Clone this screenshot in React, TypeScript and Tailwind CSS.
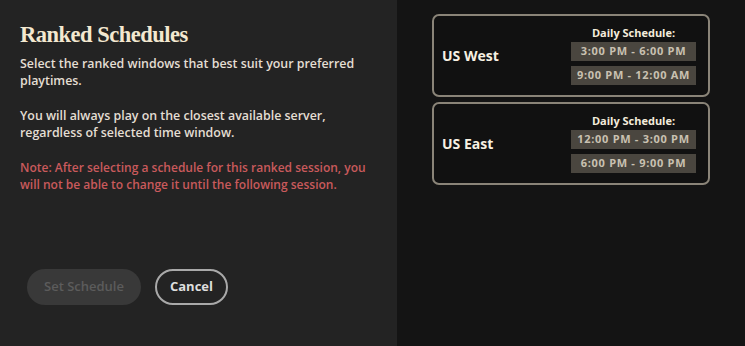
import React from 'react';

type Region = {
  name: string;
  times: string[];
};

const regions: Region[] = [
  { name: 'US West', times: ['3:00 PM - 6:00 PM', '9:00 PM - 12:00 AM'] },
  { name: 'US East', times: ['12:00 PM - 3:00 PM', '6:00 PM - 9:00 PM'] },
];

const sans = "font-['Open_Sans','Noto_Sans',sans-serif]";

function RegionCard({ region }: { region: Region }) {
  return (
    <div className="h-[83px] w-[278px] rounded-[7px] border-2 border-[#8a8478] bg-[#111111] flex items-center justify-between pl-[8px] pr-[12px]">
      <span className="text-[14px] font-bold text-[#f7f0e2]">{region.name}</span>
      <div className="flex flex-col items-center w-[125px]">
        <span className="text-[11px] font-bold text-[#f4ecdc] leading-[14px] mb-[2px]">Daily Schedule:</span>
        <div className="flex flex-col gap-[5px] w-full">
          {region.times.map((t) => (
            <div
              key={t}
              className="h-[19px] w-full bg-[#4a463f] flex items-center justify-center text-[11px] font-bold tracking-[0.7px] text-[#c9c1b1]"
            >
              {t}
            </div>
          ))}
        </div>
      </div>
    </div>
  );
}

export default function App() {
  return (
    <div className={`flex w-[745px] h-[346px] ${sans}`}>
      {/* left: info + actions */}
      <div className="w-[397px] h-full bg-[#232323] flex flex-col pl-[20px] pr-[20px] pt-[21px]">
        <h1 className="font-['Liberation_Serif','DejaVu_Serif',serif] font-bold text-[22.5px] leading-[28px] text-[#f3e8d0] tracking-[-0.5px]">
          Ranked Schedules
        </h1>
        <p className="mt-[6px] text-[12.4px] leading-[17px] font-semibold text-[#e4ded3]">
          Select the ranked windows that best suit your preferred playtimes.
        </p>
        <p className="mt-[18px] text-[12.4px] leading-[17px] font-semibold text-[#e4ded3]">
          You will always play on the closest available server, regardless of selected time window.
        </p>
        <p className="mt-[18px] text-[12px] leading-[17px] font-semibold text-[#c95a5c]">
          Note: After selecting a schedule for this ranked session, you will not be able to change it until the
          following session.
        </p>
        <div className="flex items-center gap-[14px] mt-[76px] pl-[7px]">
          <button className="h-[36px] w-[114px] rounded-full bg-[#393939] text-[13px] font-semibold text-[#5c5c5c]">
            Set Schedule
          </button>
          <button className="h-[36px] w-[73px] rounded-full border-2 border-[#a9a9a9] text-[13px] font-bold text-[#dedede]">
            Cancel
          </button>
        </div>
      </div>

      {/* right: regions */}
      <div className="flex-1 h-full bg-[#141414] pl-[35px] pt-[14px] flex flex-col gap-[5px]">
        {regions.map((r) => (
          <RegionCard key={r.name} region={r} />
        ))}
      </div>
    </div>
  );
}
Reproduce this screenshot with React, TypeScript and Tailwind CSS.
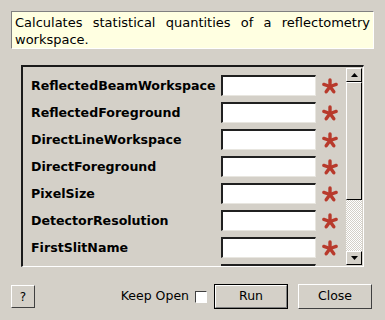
==*==
_Directions_. Without the pictures, restate all the entries above exactly.

_Task result_.
Clone this screenshot in React, TypeScript and Tailwind CSS.
import React from 'react';

type Region = {
  name: string;
  times: string[];
};

const regions: Region[] = [
  { name: 'US West', times: ['3:00 PM - 6:00 PM', '9:00 PM - 12:00 AM'] },
  { name: 'US East', times: ['12:00 PM - 3:00 PM', '6:00 PM - 9:00 PM'] },
];

const sans = "font-['Open_Sans','Noto_Sans',sans-serif]";

function RegionCard({ region }: { region: Region }) {
  return (
    <div className="h-[83px] w-[278px] rounded-[7px] border-2 border-[#8a8478] bg-[#111111] flex items-center justify-between pl-[8px] pr-[12px]">
      <span className="text-[14px] font-bold text-[#f7f0e2]">{region.name}</span>
      <div className="flex flex-col items-center w-[125px]">
        <span className="text-[11px] font-bold text-[#f4ecdc] leading-[14px] mb-[2px]">Daily Schedule:</span>
        <div className="flex flex-col gap-[5px] w-full">
          {region.times.map((t) => (
            <div
              key={t}
              className="h-[19px] w-full bg-[#4a463f] flex items-center justify-center text-[11px] font-bold tracking-[0.7px] text-[#c9c1b1]"
            >
              {t}
            </div>
          ))}
        </div>
      </div>
    </div>
  );
}

export default function App() {
  return (
    <div className={`flex w-[745px] h-[346px] ${sans}`}>
      {/* left: info + actions */}
      <div className="w-[397px] h-full bg-[#232323] flex flex-col pl-[20px] pr-[20px] pt-[21px]">
        <h1 className="font-['Liberation_Serif','DejaVu_Serif',serif] font-bold text-[22.5px] leading-[28px] text-[#f3e8d0] tracking-[-0.5px]">
          Ranked Schedules
        </h1>
        <p className="mt-[6px] text-[12.4px] leading-[17px] font-semibold text-[#e4ded3]">
          Select the ranked windows that best suit your preferred playtimes.
        </p>
        <p className="mt-[18px] text-[12.4px] leading-[17px] font-semibold text-[#e4ded3]">
          You will always play on the closest available server, regardless of selected time window.
        </p>
        <p className="mt-[18px] text-[12px] leading-[17px] font-semibold text-[#c95a5c]">
          Note: After selecting a schedule for this ranked session, you will not be able to change it until the
          following session.
        </p>
        <div className="flex items-center gap-[14px] mt-[76px] pl-[7px]">
          <button className="h-[36px] w-[114px] rounded-full bg-[#393939] text-[13px] font-semibold text-[#5c5c5c]">
            Set Schedule
          </button>
          <button className="h-[36px] w-[73px] rounded-full border-2 border-[#a9a9a9] text-[13px] font-bold text-[#dedede]">
            Cancel
          </button>
        </div>
      </div>

      {/* right: regions */}
      <div className="flex-1 h-full bg-[#141414] pl-[35px] pt-[14px] flex flex-col gap-[5px]">
        {regions.map((r) => (
          <RegionCard key={r.name} region={r} />
        ))}
      </div>
    </div>
  );
}
Reproduce this screenshot with React, TypeScript and Tailwind CSS.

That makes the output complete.